## Stated problem
Read the listing and extract each line that includes the word "index".
+---+
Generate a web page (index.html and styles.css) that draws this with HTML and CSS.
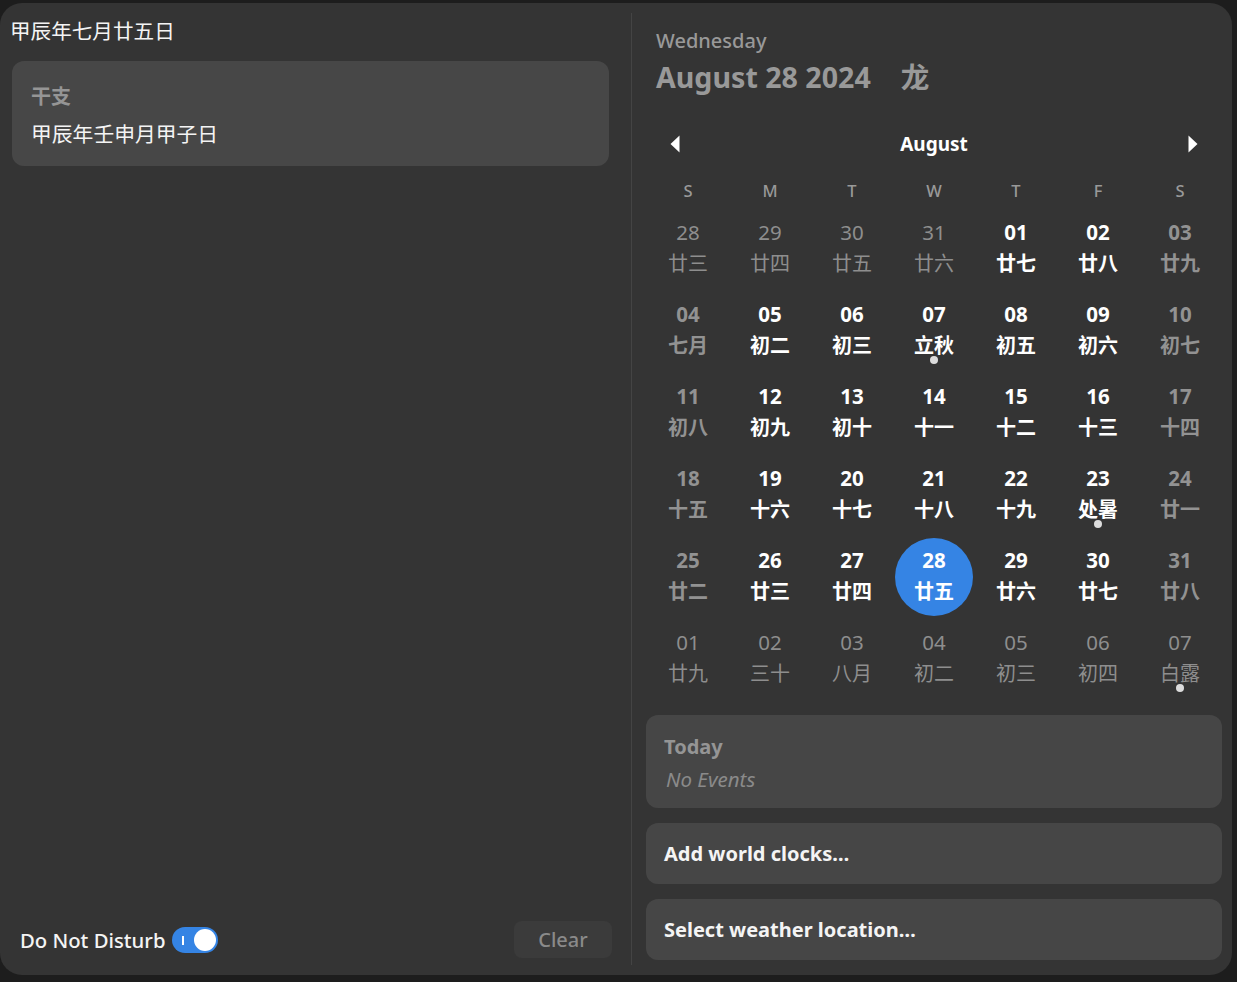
FILE: index.html
```html
<!DOCTYPE html>
<html lang="zh">
<head>
<meta charset="utf-8">
<title>Calendar</title>
<link rel="stylesheet" href="styles.css">
</head>
<body>
<div class="panel">
  <section class="left">
    <div class="lunar-title">甲辰年七月廿五日</div>
    <div class="ganzhi">
      <div class="gz-label">干支</div>
      <div class="gz-value">甲辰年壬申月甲子日</div>
    </div>
    <div class="spacer"></div>
    <div class="bottom-row">
      <div class="dnd">
        <span class="dnd-label">Do Not Disturb</span>
        <span class="switch"><span class="switch-mark"></span><span class="knob"></span></span>
      </div>
      <div class="clear-btn">Clear</div>
    </div>
  </section>
  <div class="separator"></div>
  <section class="right">
    <div class="date-head">
      <div class="weekday">Wednesday</div>
      <div class="fulldate">August 28 2024<span class="zodiac">龙</span></div>
    </div>
    <div class="month-nav">
      <span class="nav-btn"><svg width="10" height="18" viewBox="0 0 10 18"><polygon points="9.5,0.5 9.5,17.5 0.5,9" fill="#fff"/></svg></span>
      <span class="month-name">August</span>
      <span class="nav-btn"><svg width="10" height="18" viewBox="0 0 10 18"><polygon points="0.5,0.5 0.5,17.5 9.5,9" fill="#fff"/></svg></span>
    </div>
    <div class="weekdays">
      <span>S</span><span>M</span><span>T</span><span>W</span><span>T</span><span>F</span><span>S</span>
    </div>
    <div class="grid">
      <div class="cell"><div class="d other"><span class="n">28</span><span class="l">廿三</span></div></div>
      <div class="cell"><div class="d other"><span class="n">29</span><span class="l">廿四</span></div></div>
      <div class="cell"><div class="d other"><span class="n">30</span><span class="l">廿五</span></div></div>
      <div class="cell"><div class="d other"><span class="n">31</span><span class="l">廿六</span></div></div>
      <div class="cell"><div class="d"><span class="n">01</span><span class="l">廿七</span></div></div>
      <div class="cell"><div class="d"><span class="n">02</span><span class="l">廿八</span></div></div>
      <div class="cell"><div class="d wknd"><span class="n">03</span><span class="l">廿九</span></div></div>

      <div class="cell"><div class="d wknd"><span class="n">04</span><span class="l">七月</span></div></div>
      <div class="cell"><div class="d"><span class="n">05</span><span class="l">初二</span></div></div>
      <div class="cell"><div class="d"><span class="n">06</span><span class="l">初三</span></div></div>
      <div class="cell"><div class="d"><span class="n">07</span><span class="l">立秋</span><span class="dot"></span></div></div>
      <div class="cell"><div class="d"><span class="n">08</span><span class="l">初五</span></div></div>
      <div class="cell"><div class="d"><span class="n">09</span><span class="l">初六</span></div></div>
      <div class="cell"><div class="d wknd"><span class="n">10</span><span class="l">初七</span></div></div>

      <div class="cell"><div class="d wknd"><span class="n">11</span><span class="l">初八</span></div></div>
      <div class="cell"><div class="d"><span class="n">12</span><span class="l">初九</span></div></div>
      <div class="cell"><div class="d"><span class="n">13</span><span class="l">初十</span></div></div>
      <div class="cell"><div class="d"><span class="n">14</span><span class="l">十一</span></div></div>
      <div class="cell"><div class="d"><span class="n">15</span><span class="l">十二</span></div></div>
      <div class="cell"><div class="d"><span class="n">16</span><span class="l">十三</span></div></div>
      <div class="cell"><div class="d wknd"><span class="n">17</span><span class="l">十四</span></div></div>

      <div class="cell"><div class="d wknd"><span class="n">18</span><span class="l">十五</span></div></div>
      <div class="cell"><div class="d"><span class="n">19</span><span class="l">十六</span></div></div>
      <div class="cell"><div class="d"><span class="n">20</span><span class="l">十七</span></div></div>
      <div class="cell"><div class="d"><span class="n">21</span><span class="l">十八</span></div></div>
      <div class="cell"><div class="d"><span class="n">22</span><span class="l">十九</span></div></div>
      <div class="cell"><div class="d"><span class="n">23</span><span class="l">处暑</span><span class="dot"></span></div></div>
      <div class="cell"><div class="d wknd"><span class="n">24</span><span class="l">廿一</span></div></div>

      <div class="cell"><div class="d wknd"><span class="n">25</span><span class="l">廿二</span></div></div>
      <div class="cell"><div class="d"><span class="n">26</span><span class="l">廿三</span></div></div>
      <div class="cell"><div class="d"><span class="n">27</span><span class="l">廿四</span></div></div>
      <div class="cell"><div class="d today"><span class="n">28</span><span class="l">廿五</span></div></div>
      <div class="cell"><div class="d"><span class="n">29</span><span class="l">廿六</span></div></div>
      <div class="cell"><div class="d"><span class="n">30</span><span class="l">廿七</span></div></div>
      <div class="cell"><div class="d wknd"><span class="n">31</span><span class="l">廿八</span></div></div>

      <div class="cell"><div class="d other"><span class="n">01</span><span class="l">廿九</span></div></div>
      <div class="cell"><div class="d other"><span class="n">02</span><span class="l">三十</span></div></div>
      <div class="cell"><div class="d other"><span class="n">03</span><span class="l">八月</span></div></div>
      <div class="cell"><div class="d other"><span class="n">04</span><span class="l">初二</span></div></div>
      <div class="cell"><div class="d other"><span class="n">05</span><span class="l">初三</span></div></div>
      <div class="cell"><div class="d other"><span class="n">06</span><span class="l">初四</span></div></div>
      <div class="cell"><div class="d other"><span class="n">07</span><span class="l">白露</span><span class="dot"></span></div></div>
    </div>
    <div class="card events">
      <div class="ev-title">Today</div>
      <div class="ev-none">No Events</div>
    </div>
    <div class="card action">Add world clocks…</div>
    <div class="card action">Select weather location…</div>
  </section>
</div>
</body>
</html>
```
FILE: styles.css
```css
* { box-sizing: border-box; margin: 0; padding: 0; }

body {
  background: #1d1d1d;
  font-family: "Noto Sans", "Noto Sans CJK SC", sans-serif;
  color: #fff;
  width: 1237px;
  height: 982px;
  overflow: hidden;
}

.panel {
  margin-top: 3px;
  width: 1232px;
  height: 972px;
  background: #343434;
  border-radius: 22px;
  display: flex;
}

/* ---------- left column ---------- */
.left {
  width: 631px;
  display: flex;
  flex-direction: column;
  padding: 14px 0 17px 10px;
}

.lunar-title {
  font-size: 20.6px;
  line-height: 28px;
  color: #f4f4f4;
}

.ganzhi {
  margin: 16px 0 0 2px;
  width: 597px;
  background: #474747;
  border-radius: 12px;
  padding: 22px 19px 18px;
}

.gz-label {
  font-size: 20px;
  line-height: 28px;
  font-weight: 700;
  color: #959595;
}

.gz-value {
  margin-top: 9px;
  font-size: 20.8px;
  line-height: 28px;
  color: #f4f4f4;
}

.spacer { flex: 1; }

.bottom-row {
  width: 602px;
  height: 37px;
  display: flex;
  align-items: center;
  justify-content: space-between;
  padding-left: 10px;
}

.dnd {
  display: flex;
  align-items: center;
  gap: 7px;
}

.dnd-label {
  font-size: 20.3px;
  font-weight: 500;
  color: #f4f4f4;
}

.switch {
  position: relative;
  width: 46px;
  height: 26px;
  border-radius: 13px;
  background: #3584e4;
  display: block;
}

.switch-mark {
  position: absolute;
  left: 10px;
  top: 9px;
  width: 2px;
  height: 9px;
  background: #fff;
}

.knob {
  position: absolute;
  right: 2px;
  top: 2px;
  width: 22px;
  height: 22px;
  border-radius: 50%;
  background: #fff;
}

.clear-btn {
  width: 98px;
  height: 37px;
  border-radius: 8px;
  background: #3b3b3b;
  color: #8a8a8a;
  font-size: 20px;
  font-weight: 500;
  display: flex;
  align-items: center;
  justify-content: center;
}

.separator {
  width: 1px;
  margin: 10px 0;
  background: #444;
}

/* ---------- right column ---------- */
.right {
  width: 600px;
  padding: 24px 10px 15px 14px;
  display: flex;
  flex-direction: column;
}

.date-head { padding-left: 10px; }

.weekday {
  font-size: 20px;
  line-height: 28px;
  font-weight: 500;
  color: #999;
}

.fulldate {
  margin-top: 4px;
  font-size: 28.6px;
  line-height: 36px;
  font-weight: 700;
  color: #999;
}

.zodiac { margin-left: 30px; }

.month-nav {
  margin: 29px 0 0 1px;
  width: 574px;
  height: 40px;
  display: flex;
  align-items: center;
  justify-content: space-between;
}

.nav-btn {
  width: 56px;
  height: 40px;
  display: flex;
  align-items: center;
  justify-content: center;
}

.month-name {
  font-size: 19px;
  font-weight: 700;
  color: #fff;
}

.weekdays {
  margin: 8px 0 0 1px;
  width: 574px;
  height: 36px;
  display: grid;
  grid-template-columns: repeat(7, 82px);
  align-items: center;
  justify-items: center;
  font-size: 16.5px;
  font-weight: 500;
  color: #999;
}

.grid {
  margin-left: 1px;
  width: 574px;
  display: grid;
  grid-template-columns: repeat(7, 82px);
  grid-auto-rows: 82px;
}

.cell {
  display: flex;
  align-items: center;
  justify-content: center;
}

.d {
  position: relative;
  width: 78px;
  height: 78px;
  border-radius: 50%;
  display: flex;
  flex-direction: column;
  align-items: center;
  justify-content: center;
  padding-bottom: 1px;
  font-weight: 700;
  color: #fff;
}

.d .n {
  font-size: 20.5px;
  line-height: 26px;
}

.d .l {
  margin-top: 4px;
  font-size: 20px;
  line-height: 30px;
}

.d.wknd { color: #929292; }

.d.other {
  color: #8e8e8e;
  font-weight: 400;
}

.d.today { background: #3584e4; }

.dot {
  position: absolute;
  top: 64px;
  left: 50%;
  margin-left: -4px;
  width: 8px;
  height: 8px;
  border-radius: 50%;
  background: #dcdcdc;
  filter: blur(0.6px);
}

.card {
  background: #464646;
  border-radius: 12px;
  margin-top: 15px;
  padding-left: 18px;
}

.events {
  height: 93px;
  padding-top: 18px;
}

.ev-title {
  font-size: 20px;
  line-height: 28px;
  font-weight: 700;
  color: #959595;
}

.ev-none {
  margin-top: 4px;
  font-size: 20.5px;
  line-height: 28px;
  font-style: italic;
  color: #8a8a8a;
  padding-left: 2px;
}

.action {
  height: 61px;
  display: flex;
  align-items: center;
  font-size: 20px;
  font-weight: 700;
  color: #f4f4f4;
}
```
+---+
## Problem solution
Generate a web page (index.html and styles.css) that draws this with HTML and CSS.
FILE: index.html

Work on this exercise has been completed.